O presidente do MEA também comunga da ideia de que a falta de condições adequadas para o processo de ensino e aprendizagem nas escolas desmotiva os alunos. Para ser mais preciso, indicou que nas salas não existem condições básicas, como pequenos panfletos com conteúdos a serem ministrados, os professores não cantam e não dão aulas fora da sala.

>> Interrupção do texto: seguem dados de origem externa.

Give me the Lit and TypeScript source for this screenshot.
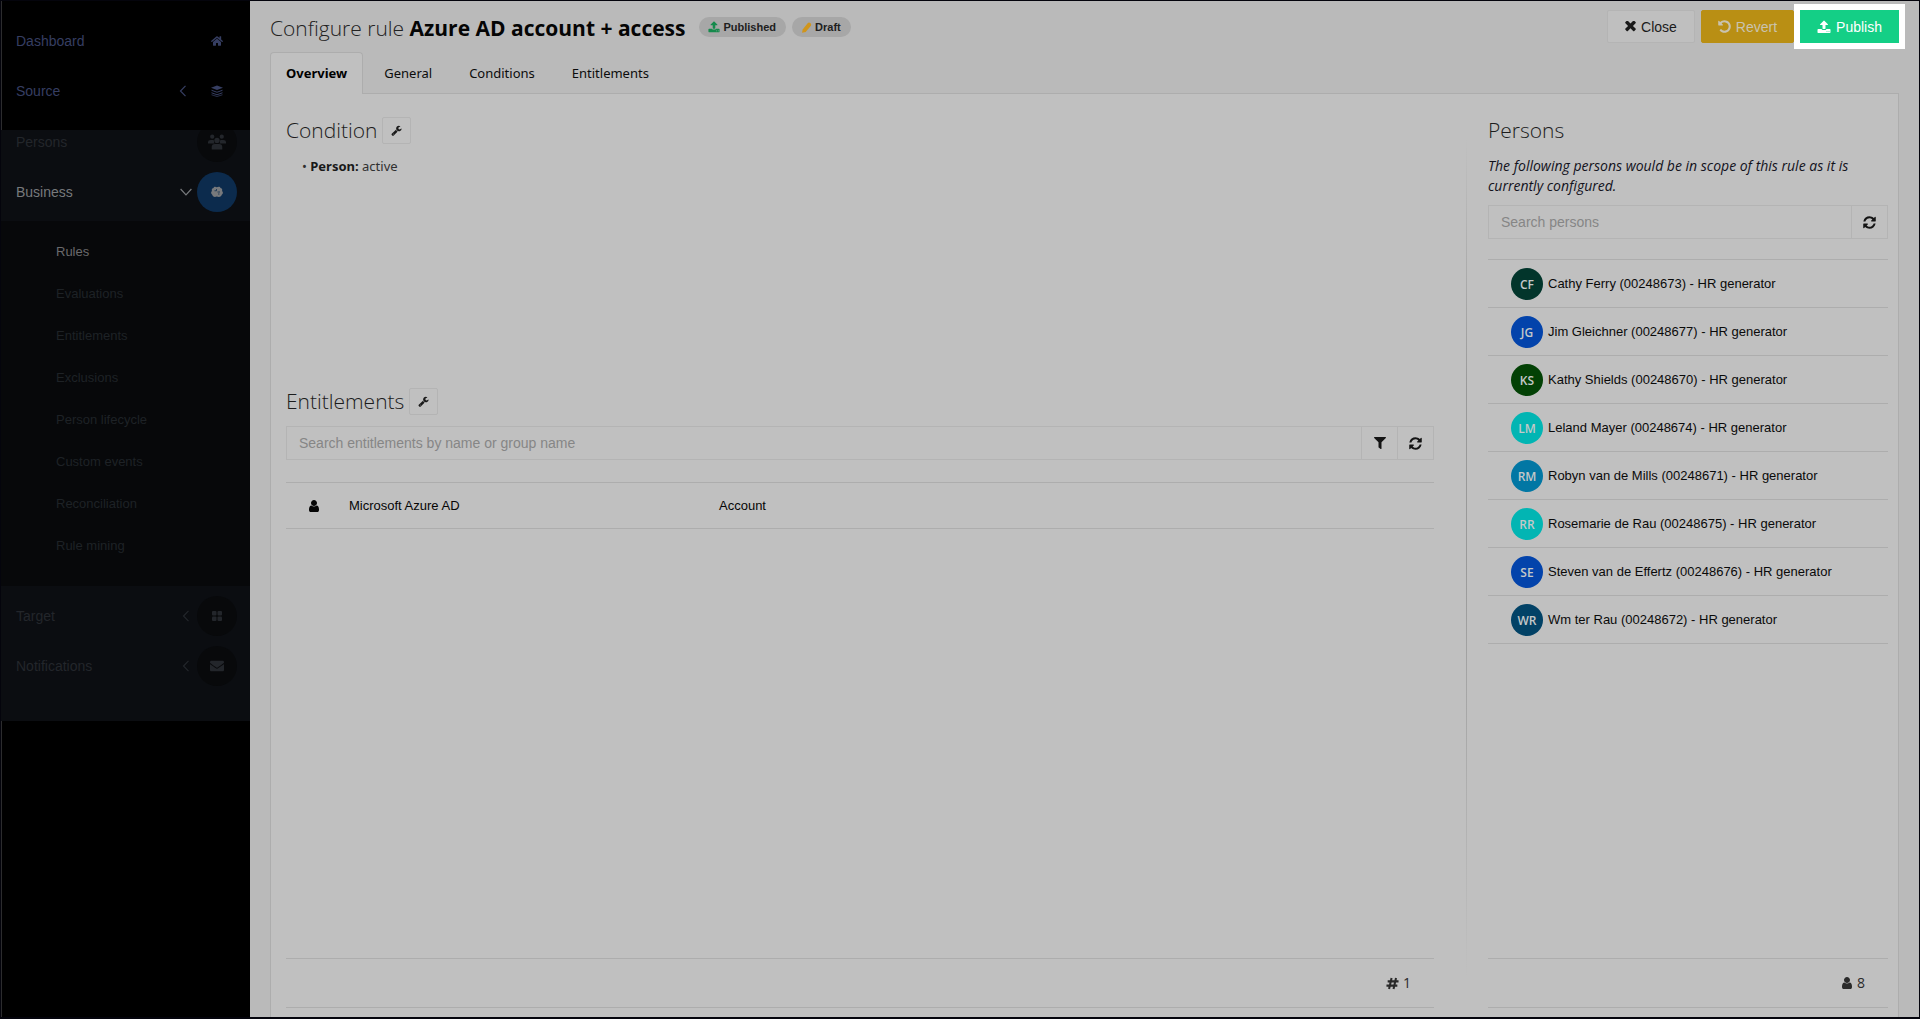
import { LitElement, html, css, svg, nothing } from "lit";
import { customElement, property, state } from "lit/decorators.js";
import { classMap } from "lit/directives/class-map.js";
import { styleMap } from "lit/directives/style-map.js";

interface Glyph {
  box: string;
  body: unknown;
}

const glyphs: Record<string, Glyph> = {
  home: {
    box: "0 0 576 512",
    body: svg`<path d="M280.37 148.26L96 300.11V464a16 16 0 0 0 16 16l112.06-.29a16 16 0 0 0 15.92-16V368a16 16 0 0 1 16-16h64a16 16 0 0 1 16 16v95.64a16 16 0 0 0 16 16.05L464 480a16 16 0 0 0 16-16V300L295.67 148.26a12.19 12.19 0 0 0-15.3 0zM571.6 251.47L488 182.56V44.05a12 12 0 0 0-12-12h-56a12 12 0 0 0-12 12v72.61L318.47 43a48 48 0 0 0-61 0L4.34 251.47a12 12 0 0 0-1.6 16.9l25.5 31A12 12 0 0 0 45.15 301l235.22-193.74a12.19 12.19 0 0 1 15.3 0L530.9 301a12 12 0 0 0 16.9-1.6l25.5-31a12 12 0 0 0-1.7-16.93z"/>`,
  },
  layers: {
    box: "0 0 24 22",
    body: svg`<path d="M12 0 24 4.500 12 9 0 4.500Z"/><path d="M1 9.500 12 13.500 23 9.500M1 14.500 12 18.500 23 14.500" fill="none" stroke="currentColor" stroke-width="2"/><path d="M1 18.500 12 22 23 18.500" fill="none" stroke="currentColor" stroke-width="1.500"/>`,
  },
  users: {
    box: "0 0 34 28",
    body: svg`<circle cx="8" cy="4" r="4"/><circle cx="26" cy="4" r="4"/><circle cx="17" cy="11" r="5"/><path d="M0 17v-3q0-4 5-4h4q2 0 2.500 1-1 4 1 6ZM34 17v-3q0-4-5-4h-4q-2 0-2.500 1 1 4-1 6ZM7 28v-4q0-6 6-6h8q6 0 6 6v4Z"/>`,
  },
  brain: {
    box: "0 0 24 22",
    body: svg`<path d="M11.500 1.500C9-.5 5.500 0 5 3 1.500 3.500 1 7 2 9-.5 11-.5 15 2.500 16.500 3 20 7 22 11.500 20 17 22 21 20 21.500 16.500 24.500 15 24.500 11 22 9 23 7 22.500 3.500 19 3 18.500 0 15-.5 11.500 1.500Z"/><path d="M7 8.500h4V5M13 11h5M14 15h3" fill="none" stroke="#0c2b4d" stroke-width="1.500"/>`,
  },
  grid: {
    box: "0 0 20 20",
    body: svg`<rect width="9" height="9" rx="2"/><rect x="11" width="9" height="9" rx="2"/><rect y="11" width="9" height="9" rx="2"/><rect x="11" y="11" width="9" height="9" rx="2"/>`,
  },
  envelope: {
    box: "0 64 512 384",
    body: svg`<path d="M502.3 190.8c3.9-3.1 9.7-.2 9.7 4.7V400c0 26.500-21.500 48-48 48H48c-26.500 0-48-21.500-48-48V195.6c0-5 5.7-7.8 9.7-4.7 22.4 17.4 52.1 39.500 154.1 113.6 21.1 15.4 56.7 47.8 92.2 47.6 35.7.3 72-32.8 92.3-47.6 102-74.1 131.6-96.3 154-113.7zM256 320c23.2.4 56.6-29.2 73.4-41.4 132.7-96.3 142.8-104.7 173.4-128.7 5.8-4.5 9.2-11.5 9.2-18.9v-19c0-26.500-21.500-48-48-48H48c-26.500 0-48 21.500-48 48v19c0 7.4 3.4 14.3 9.2 18.9 30.6 23.9 40.7 32.4 173.4 128.7 16.8 12.2 50.2 41.8 73.4 41.4z"/>`,
  },
  chevronLeft: {
    box: "0 0 8 12",
    body: svg`<path d="M6.500.8 1.500 6l5 5.200" fill="none" stroke="currentColor" stroke-width="1.200"/>`,
  },
  chevronDown: {
    box: "0 0 12 8",
    body: svg`<path d="M.6 1 6 6.800 11.400 1" fill="none" stroke="currentColor" stroke-width="1.200"/>`,
  },
  upload: {
    box: "0 0 1792 1792",
    body: svg`<path d="M1344 1472q0-26-19-45t-45-19-45 19-19 45 19 45 45 19 45-19 19-45zm256 0q0-26-19-45t-45-19-45 19-19 45 19 45 45 19 45-19 19-45zm128-224v320q0 40-28 68t-68 28h-1472q-40 0-68-28t-28-68v-320q0-40 28-68t68-28h427q21 56 70.5 92t110.5 36h256q61 0 110.5-36t70.5-92h427q40 0 68 28t28 68zm-325-648q-17 40-59 40h-256v448q0 26-19 45t-45 19h-256q-26 0-45-19t-19-45v-448h-256q-42 0-59-40-17-39 14-69l448-448q18-19 45-19t45 19l448 448q31 30 14 69z"/>`,
  },
  pencil: {
    box: "0 0 20 20",
    body: svg`<path d="M3 13.500 12.500 2q2-2 4.500 0t1 5L8.500 18 2 19.500Z"/>`,
  },
  times: {
    box: "280 410 1232 1232",
    body: svg`<path d="M1490 1322q0 40-28 68l-136 136q-28 28-68 28t-68-28l-294-294-294 294q-28 28-68 28t-68-28l-136-136q-28-28-28-68t28-68l294-294-294-294q-28-28-28-68t28-68l136-136q28-28 68-28t68 28l294 294 294-294q28-28 68-28t68 28l136 136q28 28 28 68t-28 68l-294 294 294 294q28 28 28 68z"/>`,
  },
  undo: {
    box: "100 100 1592 1592",
    body: svg`<path d="M1664 896q0 156-61 298t-164 245-245 164-298 61q-172 0-327-72.5t-264-204.5q-7-10-6.5-22.5t8.5-20.5l137-138q10-9 25-9 16 2 23 12 73 95 179 147t225 52q104 0 198.5-40.5t163.5-109.5 109.5-163.5 40.5-198.5-40.5-198.5-109.5-163.5-163.5-109.5-198.5-40.5q-98 0-188 35.5t-160 101.5l137 138q31 30 14 69-17 40-59 40h-448q-26 0-45-19t-19-45v-448q0-42 40-59 39-17 69 14l130 129q107-101 244.5-156.5t284.5-55.5q156 0 298 61t245 164 164 245 61 298z"/>`,
  },
  wrench: {
    box: "0 0 1792 1792",
    body: svg`<path d="M448 1472q0-26-19-45t-45-19-45 19-19 45 19 45 45 19 45-19 19-45zm644-420l-682 682q-37 37-90 37-52 0-91-37l-106-108q-38-36-38-90 0-53 38-91l681-681q39 98 114.5 173.5t173.5 114.5zm634-435q0 39-23 106-47 134-164.5 217.5t-258.5 83.5q-185 0-316.5-131.5t-131.5-316.5 131.5-316.5 316.5-131.5q58 0 121.5 16.5t107.5 46.5q16 11 16 28t-16 28l-293 169v224l193 107q5-3 79-48.5t135.5-81 70.5-35.5q15 0 23.5 10t8.5 25z"/>`,
  },
  filter: {
    box: "0 0 512 512",
    body: svg`<path d="M487.976 0H24.028C2.71 0-8.047 25.866 7.058 40.971L192 225.941V432c0 7.831 3.821 15.17 10.237 19.662l80 55.98C298.02 518.69 320 507.493 320 487.98V225.941l184.947-184.97C520.021 25.896 509.338 0 487.976 0z"/>`,
  },
  refresh: {
    box: "100 100 1592 1592",
    body: svg`<path d="M1639 1056q0 5-1 7-64 268-268 434.5t-478 166.5q-146 0-282.5-55t-243.5-157l-129 129q-19 19-45 19t-45-19-19-45v-448q0-26 19-45t45-19h448q26 0 45 19t19 45-19 45l-137 137q71 66 161 102t187 36q134 0 250-65t186-179q11-17 53-117 8-23 30-23h192q13 0 22.5 9.5t9.5 22.5zm25-800v448q0 26-19 45t-45 19h-448q-26 0-45-19t-19-45 19-45l138-138q-148-137-349-137-134 0-250 65t-186 179q-11 17-53 117-8 23-30 23h-199q-13 0-22.5-9.5t-9.5-22.5v-7q65-268 270-434.5t480-166.5q146 0 284 55.5t245 156.5l130-129q19-19 45-19t45 19 19 45z"/>`,
  },
  user: {
    box: "256 128 1280 1536",
    body: svg`<path d="M1536 1399q0 109-62.5 187t-150.5 78h-854q-88 0-150.5-78t-62.5-187q0-85 8.5-160.5t31.5-152 58.5-131 94-89 134.5-34.5q131 128 313 128t313-128q76 0 134.5 34.5t94 89 58.5 131 31.5 152 8.5 160.5zm-256-887q0 159-112.5 271.5t-271.5 112.5-271.5-112.5-112.5-271.5 112.5-271.5 271.5-112.5 271.5 112.5 112.5 271.5z"/>`,
  },
  hash: {
    box: "0 0 14 13",
    body: svg`<path d="M6 .5 3.300 12.500M10.800.5 8.100 12.500M1.800 4.200H13.500M.5 8.800H12.200" fill="none" stroke="currentColor" stroke-width="2.200"/>`,
  },
};

@customElement("ui-icon")
export class UiIcon extends LitElement {
  static styles = css`
    :host {
      display: inline-flex;
      flex: none;
    }
    .glyph {
      display: block;
      fill: currentColor;
    }
  `;

  @property() name = "home";
  @property({ type: Number }) size = 12;

  render() {
    const glyph = glyphs[this.name];
    return html`<svg
      class="glyph"
      viewBox=${glyph.box}
      width=${this.size}
      height=${this.size}
      aria-hidden="true"
    >
      ${glyph.body}
    </svg>`;
  }
}

interface MenuItem {
  label: string;
  icon: string;
  size: number;
  chevron?: string;
  active?: boolean;
}

@customElement("side-menu")
export class SideMenu extends LitElement {
  static styles = css`
    :host {
      display: flex;
      flex-direction: column;
      background: #000;
      color: #23262b;
      font: 14px/20px "Liberation Sans", Arial, sans-serif;
    }
    .top {
      box-sizing: border-box;
      height: 129px;
      padding-top: 15px;
      background: #000;
      border-left: 1px solid #2c2c2e;
      color: #363e62;
      z-index: 1;
    }
    .group {
      background: #0b0d11;
    }
    .upper {
      height: 91px;
      overflow: hidden;
      display: flex;
      flex-direction: column;
      justify-content: flex-end;
    }
    .lower {
      padding: 5px 0 30px;
    }
    .rest {
      flex: 1;
      border-left: 1px solid #2c2c2e;
    }
    .item {
      flex: none;
      box-sizing: border-box;
      height: 50px;
      padding: 0 13px 0 15px;
      display: grid;
      grid-template-columns: 1fr 12px 40px;
      column-gap: 5px;
      align-items: center;
      color: inherit;
      text-decoration: none;
    }
    .top .item {
      padding-left: 14px;
      column-gap: 8px;
    }
    .upper .item:last-child {
      margin-bottom: 4px;
    }
    .chevron {
      display: flex;
      justify-content: center;
    }
    .disc {
      width: 40px;
      height: 40px;
      border-radius: 50%;
      display: flex;
      align-items: center;
      justify-content: center;
    }
    .group .disc {
      background: #08090b;
    }
    .group .active {
      color: #77797c;
    }
    .group .active .disc {
      background: #0c2b4d;
    }
    .sub {
      margin: 0;
      padding: 10px 0 19px 55px;
      list-style: none;
      background: #07080a;
      font-size: 13px;
      color: #1e2226;
    }
    .sub-link {
      display: flex;
      align-items: center;
      height: 42px;
      color: inherit;
      text-decoration: none;
    }
    .current {
      color: #6a6a6c;
    }
  `;

  private item(m: MenuItem) {
    return html`<a class=${classMap({ item: true, active: !!m.active })} href="#">
      <span>${m.label}</span>
      <span class="chevron"
        >${m.chevron ? html`<ui-icon name=${m.chevron} size="12"></ui-icon>` : nothing}</span
      >
      <span class="disc"><ui-icon name=${m.icon} size=${m.size}></ui-icon></span>
    </a>`;
  }

  render() {
    const subItems = [
      "Rules",
      "Evaluations",
      "Entitlements",
      "Exclusions",
      "Person lifecycle",
      "Custom events",
      "Reconciliation",
      "Rule mining",
    ];
    return html`
      <div class="top">
        ${this.item({ label: "Dashboard", icon: "home", size: 12 })}
        ${this.item({ label: "Source", icon: "layers", size: 12, chevron: "chevronLeft" })}
      </div>
      <div class="group upper">
        ${this.item({ label: "Persons", icon: "users", size: 18 })}
        ${this.item({ label: "Business", icon: "brain", size: 12, chevron: "chevronDown", active: true })}
      </div>
      <ul class="sub">
        ${subItems.map(
          (label, i) =>
            html`<li>
              <a class=${classMap({ "sub-link": true, current: i === 0 })} href="#">${label}</a>
            </li>`
        )}
      </ul>
      <div class="group lower">
        ${this.item({ label: "Target", icon: "grid", size: 10, chevron: "chevronLeft" })}
        ${this.item({ label: "Notifications", icon: "envelope", size: 14, chevron: "chevronLeft" })}
      </div>
      <div class="rest"></div>
    `;
  }
}

interface Person {
  initials: string;
  name: string;
  color: string;
}

const people: Person[] = [
  { initials: "CF", name: "Cathy Ferry (00248673) - HR generator", color: "#02352b" },
  { initials: "JG", name: "Jim Gleichner (00248677) - HR generator", color: "#0343ab" },
  { initials: "KS", name: "Kathy Shields (00248670) - HR generator", color: "#034105" },
  { initials: "LM", name: "Leland Mayer (00248674) - HR generator", color: "#02b5b3" },
  { initials: "RM", name: "Robyn van de Mills (00248671) - HR generator", color: "#0277a4" },
  { initials: "RR", name: "Rosemarie de Rau (00248675) - HR generator", color: "#02b5b3" },
  { initials: "SE", name: "Steven van de Effertz (00248676) - HR generator", color: "#0343ab" },
  { initials: "WR", name: "Wm ter Rau (00248672) - HR generator", color: "#024266" },
];

@customElement("app-root")
export class AppRoot extends LitElement {
  static styles = css`
    :host {
      display: block;
      --ui: "Liberation Sans", Arial, sans-serif;
      --head: "Open Sans", "Noto Sans", sans-serif;
      --label: "Noto Sans", "Open Sans", sans-serif;
      --line: #adadad;
      --soft: #b4b4b4;
      --panel: #c0c0c0;
    }
    .page {
      box-sizing: border-box;
      min-height: 100vh;
      display: grid;
      grid-template-columns: 249px 1fr;
      border: 1px solid #04040c;
      border-bottom-width: 2px;
      background: #bababa;
      color: #161616;
      font: 14px/20px var(--ui);
    }
    .main {
      display: flex;
      flex-direction: column;
      padding: 0 20px;
      min-width: 0;
    }
    .header {
      display: flex;
      align-items: flex-start;
      height: 51px;
    }
    .title {
      margin: 0;
      padding-top: 12px;
      font: 300 21px/30px var(--head);
      color: #222;
    }
    .strong {
      font-weight: 700;
      color: #050505;
    }
    .badge {
      display: flex;
      align-items: center;
      gap: 3px;
      height: 20px;
      margin: 16px 0 0 14px;
      padding: 0 10px 0 9px;
      border-radius: 10px;
      background: #a7a7a7;
      color: #202020;
      font: 700 11px/20px var(--ui);
    }
    .badge + .badge {
      margin-left: 6px;
    }
    .green {
      color: #158a4c;
    }
    .amber {
      color: #d0951c;
    }
    .actions {
      display: flex;
      gap: 6px;
      margin: 9px 0 0 auto;
    }
    .btn {
      box-sizing: border-box;
      display: flex;
      align-items: center;
      justify-content: center;
      gap: 5px;
      height: 33px;
      padding: 0 17px;
      border: 1px solid var(--soft);
      border-radius: 2px;
      background: #bfbfbf;
      color: #1a1a1a;
      font: 14px/20px var(--ui);
    }
    .revert {
      border-color: #b98f14;
      background: #b98f14;
      color: #c9c3b0;
      padding: 0 16px;
    }
    .publish {
      border-color: #14cf86;
      border-radius: 0;
      background: #14cf86;
      color: #fff;
      box-shadow: 0 0 0 6px #fff;
      padding: 0 16px;
    }
    .tabs {
      display: flex;
      gap: 5px;
      margin-bottom: -1px;
      z-index: 1;
    }
    .tab {
      box-sizing: border-box;
      height: 42px;
      padding: 0 15px 2px;
      border: 1px solid transparent;
      border-bottom: 0;
      border-radius: 4px 4px 0 0;
      background: none;
      color: #0c0c0c;
      font: 13px/20px var(--label);
    }
    .selected {
      border-color: var(--line);
      background: var(--panel);
      color: #000;
      font-weight: 700;
    }
    .panel {
      flex: 1;
      display: grid;
      grid-template-columns: 1fr 1px 400px;
      column-gap: 21px;
      padding: 21px 10px 9px 15px;
      border: 1px solid var(--line);
      border-bottom: 0;
      background: var(--panel);
    }
    .left,
    .right {
      display: flex;
      flex-direction: column;
      min-width: 0;
    }
    .left {
      padding-right: 11px;
    }
    .divider {
      margin: 24px 0 30px;
      background: linear-gradient(#c0c0c0, #999 30%, #999 50%, #c0c0c0);
    }
    .heading {
      display: flex;
      align-items: center;
      gap: 5px;
      height: 30px;
    }
    .h2 {
      margin: 0;
      font: 300 21px/30px var(--head);
      color: #1c1c1c;
    }
    .square {
      box-sizing: border-box;
      display: flex;
      align-items: center;
      justify-content: center;
      width: 29px;
      height: 27px;
      padding: 0;
      border: 1px solid var(--soft);
      border-radius: 2px;
      background: none;
      color: #1a1a1a;
    }
    .condition {
      min-height: 271px;
    }
    .facts {
      margin: 11px 0 0;
      padding: 0 0 0 16px;
      list-style: none;
      font: 13px/20px var(--label);
      color: #303030;
    }
    .facts strong {
      color: #181818;
    }
    .search {
      display: flex;
      margin-top: 10px;
    }
    .input {
      box-sizing: border-box;
      flex: 1;
      min-width: 0;
      height: 34px;
      padding: 0 12px;
      border: 1px solid var(--soft);
      border-radius: 0;
      background: none;
      color: #1a1a1a;
      font: 14px/20px var(--ui);
    }
    .input::placeholder {
      color: #868686;
      opacity: 1;
    }
    .addon {
      box-sizing: border-box;
      display: flex;
      align-items: center;
      justify-content: center;
      width: 36px;
      height: 34px;
      padding: 0;
      border: 1px solid var(--soft);
      border-left: 0;
      background: none;
      color: #141414;
    }
    .table {
      width: 100%;
      margin-top: 22px;
      border-collapse: collapse;
      table-layout: fixed;
      font-size: 13px;
      color: #060606;
    }
    .table td {
      height: 45px;
      padding: 0;
      border-top: 1px solid var(--line);
      border-bottom: 1px solid var(--line);
    }
    .kind {
      width: 63px;
    }
    .system {
      width: 370px;
    }
    .kind-icon {
      display: flex;
      padding-left: 22px;
    }
    .footer {
      box-sizing: border-box;
      display: flex;
      align-items: center;
      justify-content: flex-end;
      gap: 4px;
      height: 50px;
      margin-top: auto;
      padding-right: 23px;
      border-top: 1px solid var(--line);
      border-bottom: 1px solid var(--line);
      font: 14px/20px var(--head);
      color: #2a2a2a;
    }
    .note {
      margin: 11px 0 9px;
      font: italic 14px/20px var(--head);
      color: #12121c;
    }
    .right .search {
      margin-top: 0;
    }
    .people {
      margin: 20px 0 0;
      padding: 0;
      list-style: none;
      border-top: 1px solid var(--line);
      font-size: 13px;
      color: #0a0a0a;
    }
    .person {
      box-sizing: border-box;
      display: flex;
      align-items: center;
      gap: 5px;
      height: 48px;
      padding-left: 23px;
      border-bottom: 1px solid var(--line);
    }
    .avatar {
      width: 32px;
      height: 32px;
      border-radius: 50%;
      color: #c4c8c8;
      font: 600 12px/34px var(--head);
      text-align: center;
    }
  `;

  @state() private tab = "Overview";

  render() {
    return html`<div class="page">
      <side-menu></side-menu>
      <main class="main">
        <header class="header">
          <h1 class="title">Configure rule <span class="strong">Azure AD account + access</span></h1>
          <span class="badge"><ui-icon class="green" name="upload" size="12"></ui-icon>Published</span>
          <span class="badge"><ui-icon class="amber" name="pencil" size="11"></ui-icon>Draft</span>
          <div class="actions">
            <button class="btn"><ui-icon name="times" size="11"></ui-icon>Close</button>
            <button class="btn revert"><ui-icon name="undo" size="13"></ui-icon>Revert</button>
            <button class="btn publish"><ui-icon name="upload" size="14"></ui-icon>Publish</button>
          </div>
        </header>
        <div class="tabs" role="tablist">
          ${["Overview", "General", "Conditions", "Entitlements"].map(
            (t) => html`<button
              class=${classMap({ tab: true, selected: t === this.tab })}
              role="tab"
              aria-selected=${t === this.tab}
              @click=${() => (this.tab = t)}
            >
              ${t}
            </button>`
          )}
        </div>
        <div class="panel">
          <div class="left">
            <section class="condition">
              <div class="heading">
                <h2 class="h2">Condition</h2>
                <button class="square" aria-label="Edit condition">
                  <ui-icon name="wrench" size="11"></ui-icon>
                </button>
              </div>
              <ul class="facts">
                <li>• <strong>Person:</strong> active</li>
              </ul>
            </section>
            <div class="heading">
              <h2 class="h2">Entitlements</h2>
              <button class="square" aria-label="Edit entitlements">
                <ui-icon name="wrench" size="11"></ui-icon>
              </button>
            </div>
            <div class="search">
              <input
                class="input"
                type="text"
                aria-label="Search entitlements"
                placeholder="Search entitlements by name or group name"
              />
              <button class="addon" aria-label="Filter"><ui-icon name="filter" size="12"></ui-icon></button>
              <button class="addon" aria-label="Refresh entitlements">
                <ui-icon name="refresh" size="13"></ui-icon>
              </button>
            </div>
            <table class="table">
              <tbody>
                <tr>
                  <td class="kind"><span class="kind-icon"><ui-icon name="user" size="12"></ui-icon></span></td>
                  <td class="system">Microsoft Azure AD</td>
                  <td>Account</td>
                </tr>
              </tbody>
            </table>
            <div class="footer"><ui-icon name="hash" size="13"></ui-icon>1</div>
          </div>
          <div class="divider"></div>
          <div class="right">
            <div class="heading"><h2 class="h2">Persons</h2></div>
            <p class="note">
              The following persons would be in scope of this rule as it is currently configured.
            </p>
            <div class="search">
              <input class="input" type="text" aria-label="Search persons" placeholder="Search persons" />
              <button class="addon" aria-label="Refresh persons">
                <ui-icon name="refresh" size="13"></ui-icon>
              </button>
            </div>
            <ul class="people">
              ${people.map(
                (p) => html`<li class="person">
                  <span class="avatar" style=${styleMap({ background: p.color })}>${p.initials}</span>
                  <span>${p.name}</span>
                </li>`
              )}
            </ul>
            <div class="footer"><ui-icon name="user" size="12"></ui-icon>8</div>
          </div>
        </div>
      </main>
    </div>`;
  }
}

Apontou também a construção de muitas escolas distantes dos bairros e a existência de novos bairros sem escolas públicas como factores que contribuem para o aumento do número de crianças fora do sistema de ensino, quer seja por falta de vagas, quer por desistência. “Há muitos bairros que nascem sem escola pública e os pais são obrigados a matricular as crianças um pouco distantes. As crianças andam longas distâncias e chegam à escola, não têm carteira, não têm água e elas passam lá metade do dia”, detalhou.

Acrescentou de seguida que “O Estado criou todas as condições necessárias para que as crianças abandonem a escola, para que desistam de estudar”. O MEA considera que, para se inverter esse quadro, deve-se assegurar que as crianças desfrutem do direito de usufruir de uma refeição nas escolas (a merenda escolar), água, tenham carteiras, livros e sejam estimuladas por via, também, da sua inserção em escolas próximas dos locais de residências. “Acho que são as medidas necessárias e urgentes que devem ser feitas para que esse fenómeno seja combatido”, enfatizou.